In the English dubbed versions of The Street Fighter and Return of The Street Fighter, Chiba's character is identified as "Terry Sugury" in the credits but dubbed by the voice actors as "Terry Tsurugi". In The Street Fighter's Last Revenge, however, the voice actors call him "Terry Sugury." Rakuda is named "Ratnose"; The villain Tatekis name is also mistranslated as Junjō.

On November 7, 2018, it was announced that Shout! Factory has acquired the license of all three films in the series for a Blu-ray release on February 19, 2019 via their Shout! Selects line. It contains the dub, and original Japanese audio. For the first time, the uncut original English version was made available, but without the newer audio recordings.

==Legacy and influence==
The title of fighting game series Street Fighter, starting with the arcade game Street Fighter (1987), was inspired by The Street Fighter.

The Street Fighter introduced x-ray vision fatality finishing moves.
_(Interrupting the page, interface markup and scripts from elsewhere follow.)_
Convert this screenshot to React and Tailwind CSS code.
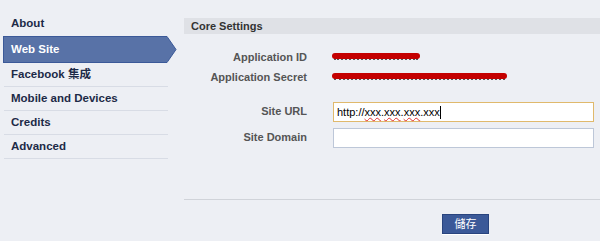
import React from 'react';

const NAV = ['About', 'Web Site', 'Facebook 集成', 'Mobile and Devices', 'Credits', 'Advanced'];

function Scribble({ width }) {
  return (
    <div className="relative h-[12px]" style={{ width }}>
      <span className="absolute left-[2px] right-[2px] top-[5px] h-[4px] border-b-2 border-dotted border-[#555]" />
      <span className="absolute left-0 right-0 top-[2px] h-[6px] rounded-full bg-[#c40000]" />
    </div>
  );
}

export default function App() {
  const font = { fontFamily: '"Liberation Sans", "Noto Sans CJK TC", sans-serif' };
  return (
    <div className="w-[600px] h-[241px] bg-[#edeff4] flex text-[11px] text-[#333]" style={font}>
      {/* Sidebar */}
      <div className="w-[184px] shrink-0 pt-[12px]">
        {NAV.map((label) =>
          label === 'Web Site' ? (
            <div key={label} className="relative h-[27px] ml-[3px] w-[164px]">
              <div className="absolute inset-0 bg-[#5872a7] border border-[#3b5998] border-r-0 flex items-center pl-[7px] font-bold text-white text-[11.5px]">
                {label}
              </div>
              <svg className="absolute left-[163px] top-0" width="11" height="27" viewBox="0 0 11 27">
                <path d="M0 0.5 H1 L10 13.5 L1 26.5 H0 Z" fill="#5872a7" stroke="#3b5998" strokeWidth="1" />
                <rect x="0" y="1" width="1.5" height="25" fill="#5872a7" />
              </svg>
            </div>
          ) : (
            <div
              key={label}
              className={`h-[24px] ml-[4px] w-[164px] flex items-center pl-[7px] font-bold text-[11.5px] text-[#1c2a47] ${
                label === 'About' ? '' : 'border-b border-[#d8dce5]'
              }`}
            >
              {label}
            </div>
          )
        )}
      </div>

      {/* Main */}
      <div className="flex-1 pt-[18px] flex flex-col">
        <div className="h-[16px] bg-[#dfe1e6] flex items-center pl-[7px] font-bold text-[#333]">Core Settings</div>

        <div className="flex flex-col mt-[13px]">
          <div className="flex items-center h-[20px]">
            <div className="w-[123px] text-right font-bold text-[#555]">Application ID</div>
            <div className="ml-[25px]"><Scribble width={88} /></div>
          </div>
          <div className="flex items-center h-[20px]">
            <div className="w-[123px] text-right font-bold text-[#555]">Application Secret</div>
            <div className="ml-[25px]"><Scribble width={175} /></div>
          </div>

          <div className="flex items-start mt-[15px]">
            <div className="w-[123px] text-right font-bold text-[#555] pt-[1px]">Site URL</div>
            <div className="ml-[26px] w-[261px] h-[20px] bg-white border border-[#e0b96c] flex items-center pl-[3px] text-[11px] text-black">
              <span>http://</span>
              <span className="underline decoration-wavy decoration-[#e03030] decoration-1">xxx</span>
              <span>.</span>
              <span className="underline decoration-wavy decoration-[#e03030] decoration-1">xxx</span>
              <span>.</span>
              <span className="underline decoration-wavy decoration-[#e03030] decoration-1">xxx</span>
              <span>.xxx</span>
              <span className="w-px h-[13px] bg-black" />
            </div>
          </div>
          <div className="flex items-start mt-[6px]">
            <div className="w-[123px] text-right font-bold text-[#555] pt-[1px]">Site Domain</div>
            <div className="ml-[26px] w-[261px] h-[20px] bg-white border border-[#bdc7d8]" />
          </div>
        </div>

        <div className="mt-[51px] h-px bg-[#d0d3d9]" />

        <div className="mt-[14px] pl-[258px]">
          <button className="w-[47px] h-[20px] bg-[#3b5998] border border-[#29447e] text-white text-[11px] flex items-center justify-center shadow-[0_1px_0_#fff]">
            儲存
          </button>
        </div>
      </div>
    </div>
  );
}
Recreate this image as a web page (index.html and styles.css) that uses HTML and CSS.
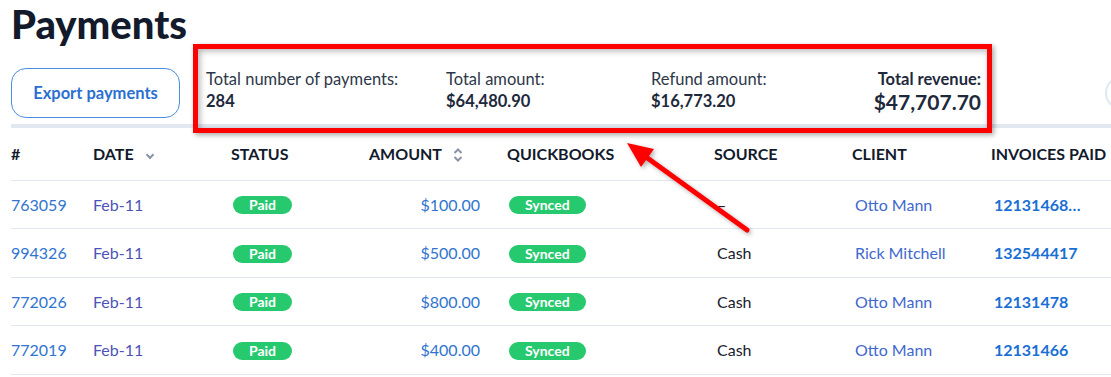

It was initially seen as a gimmick to distinguish it from other martial arts films, before it went on to influence later works, including the Mortal Kombat series of fighting games.

The 1991 Hong Kong film Riki-Oh: The Story of Ricky includes a scene where protagonist Ricky Ho Lik-wong delivers an X-ray punch to an attacker.

In 1993, the film (and its sequels) received mainstream exposure in North America when they were featured in Tony Scott's True Romance (written by Quentin Tarantino), which had the two lead characters spending time at a Sonny Chiba Street Fighter marathon.

Quentin Tarantino listed The Street Fighter as number 13 on his top 20 grindhouse films list.

The 2007 video game The Darkness has the entire film available to watch on any of the in-game TVs.